1. What is the difference between usage data ingestion and data processing?

Usage data ingestion is the initial step of collecting and validating raw usage events from your product. Data processing happens afterward, transforming and aggregating those events into billable metrics. Ingestion focuses on reliability and throughput; processing focuses on accuracy and aggregation logic.

2. How do you prevent duplicate billing in usage-based pricing?

Implement idempotency by assigning each usage event a unique identifier (UUID or composite key). Your ingestion system checks for duplicates before storing or processing events, ensuring network retries or system failures don't result in double charges. This is critical for customer trust and revenue accuracy.

3. Can usage data ingestion handle late-arriving events?

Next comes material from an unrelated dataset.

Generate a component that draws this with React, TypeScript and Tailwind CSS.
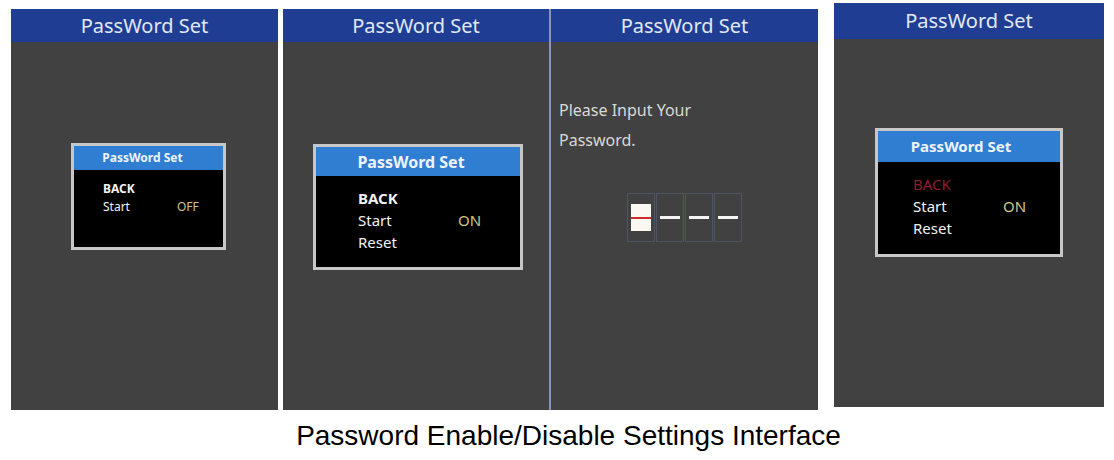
import React from "react";

const ui = { fontFamily: '"Noto Sans", "Open Sans", sans-serif' };

type Row = { label: string; value?: string; bold?: boolean; red?: boolean };

function Header({ h }: { h: string }) {
  return (
    <div
      className={`${h} bg-[#1f3e93] flex items-center justify-center text-[20px] text-[#e2e8f6]`}
    >
      PassWord Set
    </div>
  );
}

function Dialog({
  box,
  title,
  rows,
  size,
  col,
}: {
  box: string;
  title: string;
  rows: Row[];
  size: string;
  col: string;
}) {
  return (
    <div className={`${box} border-[3px] border-[#c7c7c7] bg-black flex flex-col`}>
      <div className={`${title} bg-[#2f7ed2] flex items-center justify-center font-bold text-[#eef4ff]`}>
        PassWord Set
      </div>
      <div className={size}>
        {rows.map((r) => (
          <div key={r.label} className="flex">
            <span
              className={`${col} ${r.bold ? "font-bold" : ""} ${r.red ? "text-[#8e1d2e]" : "text-[#f2f2f2]"}`}
            >
              {r.label}
            </span>
            {r.value && <span className="text-[#cfc68a]">{r.value}</span>}
          </div>
        ))}
      </div>
    </div>
  );
}

function Cell({ first }: { first?: boolean }) {
  return (
    <div className="w-[28px] h-[49px] border border-[#4c5465] flex items-center justify-center">
      {first ? (
        <div className="w-[20px] h-[27px] bg-[#fbf8f2] flex items-center">
          <div className="w-full h-[2px] bg-[#d02a2a]" />
        </div>
      ) : (
        <div className="w-[20px] h-[3px] bg-[#f4f4f4]" />
      )}
    </div>
  );
}

export default function App() {
  return (
    <div className="w-[1114px] h-[460px] bg-white overflow-hidden" style={ui}>
      <div className="flex items-start pl-[11px] pt-[3px]">
        {/* screen 1 */}
        <div className="mt-[6px] w-[267px] h-[401px] bg-[#414141] flex flex-col">
          <Header h="h-[33px]" />
          <div className="mt-[101px] ml-[60px]">
            <Dialog
              box="w-[155px] h-[107px]"
              title="h-[24px] text-[12px] pr-[12px]"
              size="pt-[10px] pl-[29px] text-[12px] leading-[18px]"
              col="w-[74px]"
              rows={[
                { label: "BACK", bold: true },
                { label: "Start", value: "OFF" },
              ]}
            />
          </div>
        </div>

        {/* screens 2 + 3 */}
        <div className="ml-[5px] mt-[6px] flex h-[401px]">
          <div className="w-[266px] bg-[#414141] flex flex-col">
            <Header h="h-[33px]" />
            <div className="mt-[102px] ml-[30px]">
              <Dialog
                box="w-[210px] h-[126px]"
                title="h-[29px] text-[16px] pr-[14px]"
                size="pt-[11px] pl-[42px] text-[15px] leading-[22px]"
                col="w-[100px]"
                rows={[
                  { label: "BACK", bold: true },
                  { label: "Start", value: "ON" },
                  { label: "Reset" },
                ]}
              />
            </div>
          </div>
          <div className="w-[2px] bg-[#8797ba]" />
          <div className="w-[267px] bg-[#414141] flex flex-col">
            <Header h="h-[33px]" />
            <div className="pt-[53px] pl-[8px] text-[16px] leading-[30px] text-[#d9d9d9]">
              <div>Please Input Your</div>
              <div>Password.</div>
            </div>
            <div className="mt-[38px] ml-[76px] flex gap-[1px]">
              <Cell first />
              <Cell />
              <Cell />
              <Cell />
            </div>
          </div>
        </div>

        {/* screen 4 */}
        <div className="ml-[16px] w-[270px] h-[404px] bg-[#414141] flex flex-col">
          <Header h="h-[36px]" />
          <div className="mt-[89px] ml-[41px]">
            <Dialog
              box="w-[188px] h-[129px]"
              title="h-[31px] text-[15px] pr-[16px]"
              size="pt-[11px] pl-[35px] text-[15px] leading-[22px]"
              col="w-[90px]"
              rows={[
                { label: "BACK", red: true },
                { label: "Start", value: "ON" },
                { label: "Reset" },
              ]}
            />
          </div>
        </div>
      </div>

      <div
        className="mt-[10px] pl-[23px] text-center text-[28px] leading-[32px] text-black"
        style={{ fontFamily: '"Liberation Sans", Arial, sans-serif' }}
      >
        Password Enable/Disable Settings Interface
      </div>
    </div>
  );
}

Yes. A well-designed ingestion pipeline accepts backdated events with timestamps in the past. Using event-time processing (not arrival time), the system attributes late data to the correct billing period, ensuring accuracy even when events arrive out of order due to retries or offline sync.

4. Should I build or buy a usage data ingestion pipeline?

Building in-house requires ongoing engineering investment in fault tolerance, idempotency, observability, and compliance. Buying a purpose-built platform accelerates time-to-market, reduces operational overhead, and provides battle-tested infrastructure. For most SaaS companies, a specialized billing platform offers faster ROI and lets engineering focus on core product.